- Born: Brighton, East Sussex, England
- Education: University of Derby
- Occupations: Children's author; illustrator;
- Partner: Sue Hendra
- Writing career
- Period: 2009–present
- Genre: Children's picture books
- Notable works: Supertato series; Barry the Fish with Fingers; No-Bot, the Robot with No Bottom;
- Notable awards: Oxfordshire Book Award (2014); Scholastic Laugh Out Loud Award (2016);

= Paul Linnet =

English author and illustrator

Paul Linnet (born April 1968) is an English author and illustrator based in Brighton. Along with British author and illustrator Sue Hendra, Linnet has published over 100 children's books.

Linnet is a regular guest at Edinburgh International Book Festival and the International Literature Festival Dublin.

== Work ==

Sue Hendra and Linnet's children's books include Barry the Fish With Fingers, Egg, and the series of Supertato books, the first of which has sold over a million copies.

Linnet and Hendra wrote Supertato: Hap-Pea Ever After for pre-school children in 2016 for World Book Day, and a handmade book in 2023 titled The Story of a Story for the British Library

The Supertato books topped the children's book charts in 2020, 2021, 2022, 2023 and 2024, and The Guardian described Supertato as "an absolute juggernaut of a book, beloved by kids to the point of hysteria." Linnet and Hendra's Supertato discovered a new audience when Tom Hiddleston read one of their books on CBeebies Bedtime Stories.

In 2022 Supertato was turned into a series for CBeebies on BBC. In late 2023, a range of Supertato merchandise for A/W 2024 was announced via BBC.
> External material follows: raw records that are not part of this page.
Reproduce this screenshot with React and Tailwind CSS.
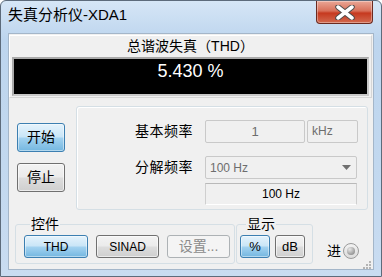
import React from "react";

const FONT = { fontFamily: "'Liberation Sans', 'Noto Sans CJK SC', sans-serif" };

const blueBtn =
  "border border-[#3c7fb1] rounded-[3px] bg-[linear-gradient(180deg,#e5f3fc_0%,#c9e5f7_48%,#a3d2f0_52%,#74b7e0_100%)] shadow-[inset_0_0_0_1px_rgba(255,255,255,0.45)]";
const grayBtn =
  "border border-[#707070] rounded-[3px] bg-[linear-gradient(180deg,#f3f3f3_0%,#ebebeb_48%,#dddddd_52%,#cfcfcf_100%)] shadow-[inset_0_0_0_1px_rgba(255,255,255,0.6)]";
const offBtn = "border border-[#adb2b5] rounded-[3px] bg-[#f4f4f4] text-[#8b8b8b]";

const CloseX = () => (
  <svg width="20" height="15" viewBox="0 0 20 15">
    <path d="M3 2 L17 13 M17 2 L3 13" stroke="#4b4b4b" strokeWidth="5.5" strokeLinecap="round" />
    <path d="M3 2 L17 13 M17 2 L3 13" stroke="#ffffff" strokeWidth="3.5" strokeLinecap="round" />
  </svg>
);

const Grip = () => (
  <svg width="9" height="9" viewBox="0 0 9 9">
    {[
      [7, 1],
      [4, 4],
      [7, 4],
      [1, 7],
      [4, 7],
      [7, 7],
    ].map(([x, y]) => (
      <rect key={`${x}-${y}`} x={x} y={y} width="2" height="2" fill="#b4b4b4" />
    ))}
  </svg>
);

export default function App() {
  return (
    <div
      className="w-[382px] h-[277px] flex flex-col rounded-t-[6px] border border-[#5d6b7b] bg-[linear-gradient(180deg,#d6e6f6_0%,#bdd5ee_14%,#c2d8ef_60%,#c9dcf1_100%)] text-black"
      style={FONT}
    >
      {/* title bar */}
      <div className="h-[32px] flex items-start">
        <div className="pl-[7px] pt-[5px] text-[15px] leading-[18px] text-black">失真分析仪-XDA1</div>
        <div className="ml-auto mr-[8px] w-[57px] h-[23px] flex items-center justify-center rounded-b-[4px] border border-t-0 border-[#6b2a20] bg-[linear-gradient(180deg,#e9a796_0%,#d8705a_45%,#c6391f_55%,#d26a50_100%)] shadow-[inset_0_0_0_1px_rgba(255,255,255,0.35)]">
          <CloseX />
        </div>
      </div>

      {/* client area */}
      <div className="mx-[7px] h-[237px] bg-[#f0f0f0] border border-[#a4b6c9] flex flex-col">
        {/* THD display panel */}
        <div className="mt-[1px] mr-[1px] border border-[#d6d6d6] border-t-white border-l-white pb-[1px]">
          <div className="h-[21px] text-center text-[14px] leading-[21px]">总谐波失真（THD）</div>
          <div className="mx-[2px] h-[39px] border-2 border-[#c8c8c8] border-t-[#a9a9a9] border-l-[#a9a9a9] bg-black">
            <div className="pt-[2px] text-center text-white text-[18px] leading-[20px]">5.430 %</div>
          </div>
        </div>

        {/* controls row */}
        <div className="mt-[8px] flex items-start">
          <div className="ml-[8px] w-[48px] pt-[17px] flex flex-col gap-[11px]">
            <div className={`${blueBtn} h-[29px] flex items-center justify-center text-[14px]`}>开始</div>
            <div className={`${grayBtn} h-[29px] flex items-center justify-center text-[14px]`}>停止</div>
          </div>

          <div className="ml-[11px] w-[292px] h-[104px] rounded-[3px] border border-[#d5dfe5] shadow-[inset_1px_1px_0_#ffffff] pt-[13px] pl-[58px]">
            <div className="flex items-center h-[23px]">
              <div className="w-[70px] text-[14px] tracking-[0.5px]">基本频率</div>
              <div className="w-[100px] h-[23px] border border-[#c9c9c9] rounded-[2px] bg-[#f0f0f0] flex items-center justify-center text-[13px] text-[#6d6d6d]">
                1
              </div>
              <div className="ml-[2px] w-[51px] h-[23px] border border-[#c9c9c9] rounded-[2px] bg-[#f0f0f0] pl-[4px] pt-[3px] text-[12px] leading-[14px] text-[#6d6d6d]">
                kHz
              </div>
            </div>
            <div className="mt-[13px] flex items-center h-[23px]">
              <div className="w-[70px] text-[14px] tracking-[0.5px]">分解频率</div>
              <div className="w-[152px] h-[23px] border border-[#c9c9c9] rounded-[2px] bg-[#f0f0f0] flex items-center pl-[4px] pr-[5px] text-[12px] text-[#6d6d6d]">
                <span>100 Hz</span>
                <svg className="ml-auto" width="9" height="5" viewBox="0 0 9 5">
                  <path d="M0 0 H9 L4.5 5 Z" fill="#707070" />
                </svg>
              </div>
            </div>
            <div className="mt-[4px] ml-[70px] w-[152px] h-[22px] border border-[#cfcfcf] border-t-[#b9b9b9] border-b-white bg-[#f0f0f0] flex items-center justify-center text-[12px]">
              100 Hz
            </div>
          </div>
        </div>

        {/* bottom groups */}
        <div className="mt-[7px] flex items-start">
          <fieldset className="ml-[6px] w-[218px] rounded-[3px] border border-[#d5dfe5] pl-[8px] pr-[4px] pb-[5px]">
            <legend className="ml-[6px] px-[1px] text-[14px] leading-[14px]">控件</legend>
            <div className="pt-[4px] flex gap-[8px] text-[12px]">
              <div className={`${blueBtn} w-[64px] h-[23px] flex items-center justify-center`}>THD</div>
              <div className={`${grayBtn} w-[63px] h-[23px] flex items-center justify-center`}>SINAD</div>
              <div className={`${offBtn} w-[63px] h-[23px] flex items-center justify-center text-[14px]`}>设置...</div>
            </div>
          </fieldset>

          <fieldset className="ml-[1px] w-[77px] rounded-[3px] border border-[#d5dfe5] pl-[3px] pb-[5px]">
            <legend className="ml-[6px] px-[1px] text-[14px] leading-[14px]">显示</legend>
            <div className="pt-[4px] flex gap-[5px] text-[13px]">
              <div className={`${blueBtn} w-[30px] h-[23px] flex items-center justify-center`}>%</div>
              <div className={`${grayBtn} w-[30px] h-[23px] flex items-center justify-center`}>dB</div>
            </div>
          </fieldset>

          <div className="ml-[14px] mt-[26px] flex items-center gap-[2px]">
            <span className="text-[14px] leading-[16px]">进</span>
            <div className="w-[16px] h-[16px] rounded-full border border-[#9a9a9a] bg-[linear-gradient(180deg,#f2f2f2,#dcdcdc)] flex items-center justify-center">
              <div className="w-[8px] h-[8px] rounded-full bg-[radial-gradient(circle_at_35%_30%,#e6e6e6,#9a9a9a_70%,#7f7f7f)]" />
            </div>
          </div>

          <div className="ml-auto mr-[2px] mt-[43px]">
            <Grip />
          </div>
        </div>
      </div>
    </div>
  );
}
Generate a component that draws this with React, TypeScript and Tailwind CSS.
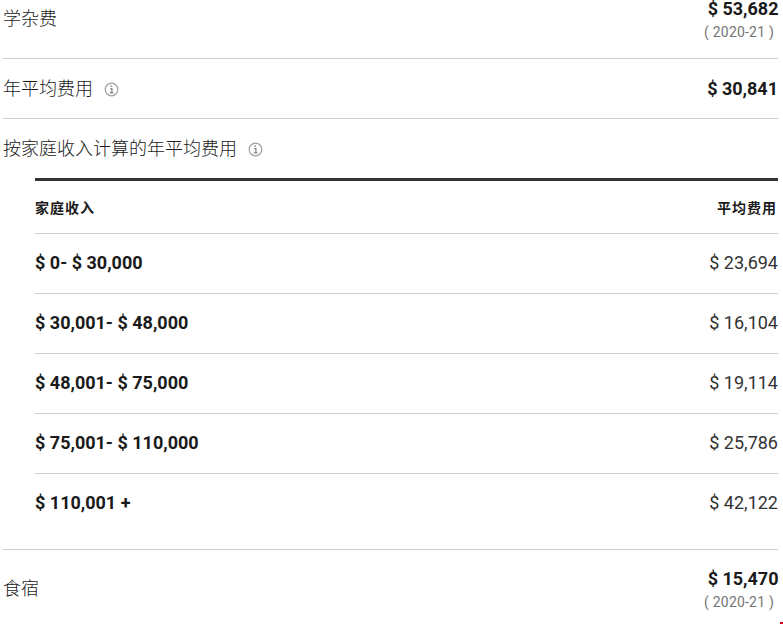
import React from "react";

const rows = [
  ["$ 0- $ 30,000", "$ 23,694"],
  ["$ 30,001- $ 48,000", "$ 16,104"],
  ["$ 48,001- $ 75,000", "$ 19,114"],
  ["$ 75,001- $ 110,000", "$ 25,786"],
  ["$ 110,001 +", "$ 42,122"],
];

const font = "font-['Roboto','Noto_Sans_CJK_SC',sans-serif]";

function InfoIcon() {
  return (
    <svg width="15" height="15" viewBox="0 0 15 15" className="ml-[11px] mt-[2px] shrink-0" fill="none">
      <circle cx="7.5" cy="7.5" r="6.3" stroke="#a0a0a0" strokeWidth="1.2" />
      <path d="M6.3 4.2h1.8M6.3 6.6h1.6v3.8M5.8 10.8h3.6" stroke="#808080" strokeWidth="1.2" />
    </svg>
  );
}

function Cost({ value, year }: { value: string; year: string }) {
  return (
    <div className="-mr-[0.5px] text-right">
      <div className="text-[18px] font-bold leading-[18px] text-[#1a1a1a]">{value}</div>
      <div className="mt-[5px] pr-[4.5px] text-[14px] leading-[18px] tracking-[0.2px] text-[#757575]">{year}</div>
    </div>
  );
}

export default function App() {
  return (
    <div className={`${font} relative h-[624px] w-[783px] overflow-hidden bg-white pl-[3px] text-[#1a1a1a]`}>
      <div className="w-[775px]">
        <div className="flex h-[59px] items-start justify-between border-b border-[#cccccc]">
          <div className="pt-[7px] text-[18px] font-light leading-[24px]">学杂费</div>
          <Cost value="$ 53,682" year="( 2020-21 )" />
        </div>

        <div className="flex h-[60px] items-center justify-between border-b border-[#cccccc]">
          <div className="flex items-center text-[18px] font-light leading-[24px]">
            年平均费用
            <InfoIcon />
          </div>
          <div className="text-[18px] font-bold leading-[22px]">$ 30,841</div>
        </div>

        <div className="flex h-[59px] items-center text-[18px] font-light leading-[24px]">
          按家庭收入计算的年平均费用
          <InfoIcon />
        </div>

        <div className="ml-[32px] border-t-[3px] border-[#333333]">
          <div className="flex h-[53px] items-center justify-between border-b border-[#cccccc] pl-0 pr-px pt-[2px] text-[14px] font-bold tracking-[1px]">
            <div>家庭收入</div>
            <div>平均费用</div>
          </div>
          {rows.map(([range, cost], i) => (
            <div
              key={range}
              className={`flex h-[60px] items-center justify-between border-b pb-[2px] text-[18px] ${i < rows.length - 1 ? "border-[#cccccc]" : "border-transparent"}`}
            >
              <div className="font-bold">{range}</div>
              <div className="text-[#333333]">{cost}</div>
            </div>
          ))}
        </div>

        <div className="mt-[15px] flex h-[82px] items-center justify-between border-t border-[#cccccc]">
          <div className="pb-[3px] text-[18px] font-light leading-[24px]">食宿</div>
          <Cost value="$ 15,470" year="( 2020-21 )" />
        </div>
      </div>
      {/* red speck in the bottom corner */}
      <div className="absolute bottom-0 right-0 h-[2px] w-[3px] bg-[#d0021b]" />
    </div>
  );
}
In March 2024, to mark the 10th anniversary of the Supertato books, a special edition logo and book was released

In September 2024, Linnet said he was honoured that one of the Supertato books would be adapted for visually impaired children by accessible book publisher Living Paintings, and read by Greg James

== Awards and honors ==
Books Are Rubbish! was a Sunday Times best seller.

Awards for Linnet's books
| Year | Title | Award | Result | Ref. |
|---|---|---|---|---|
| 2014 | No-Bot | Oxfordshire Book Award for Picture Book | Winner |  |
| 2016 | I Need a Wee | Scholastic Corporation Laugh Out Loud Award for Best Picture Book | Winner |  |
| 2023 | Mean Green Time Machine | British Book Awards Children's Book of the Year | Shortlist |  |

== Selected publications ==

=== Supertato books ===
- Linnet, Paul (2014). "Supertato"
- Linnet, Paul (2017). "Eviltato Vs. Superpea"
- Linnet, Paul (2023). "Supertato Mean Green Time Machine"

=== Standalone books ===
- Linnet, Paul (2015). "No-Bot, the Robot with No Bottom"
- Hendra, Sue (2019). "I Need to Wee!"
- Linnet, Paul (2020). "Egg"
- Linnet, Paul (2020). "Barry The Fish With Fingers"
- Hendra, Sue (2020). "Christopher Pumpkin"
- Hendra, Sue (2021). "I Spy Island"

== Easter Eggs ==
In a number of the Supertato books, there's a hidden 'Sweetcorn Guy'.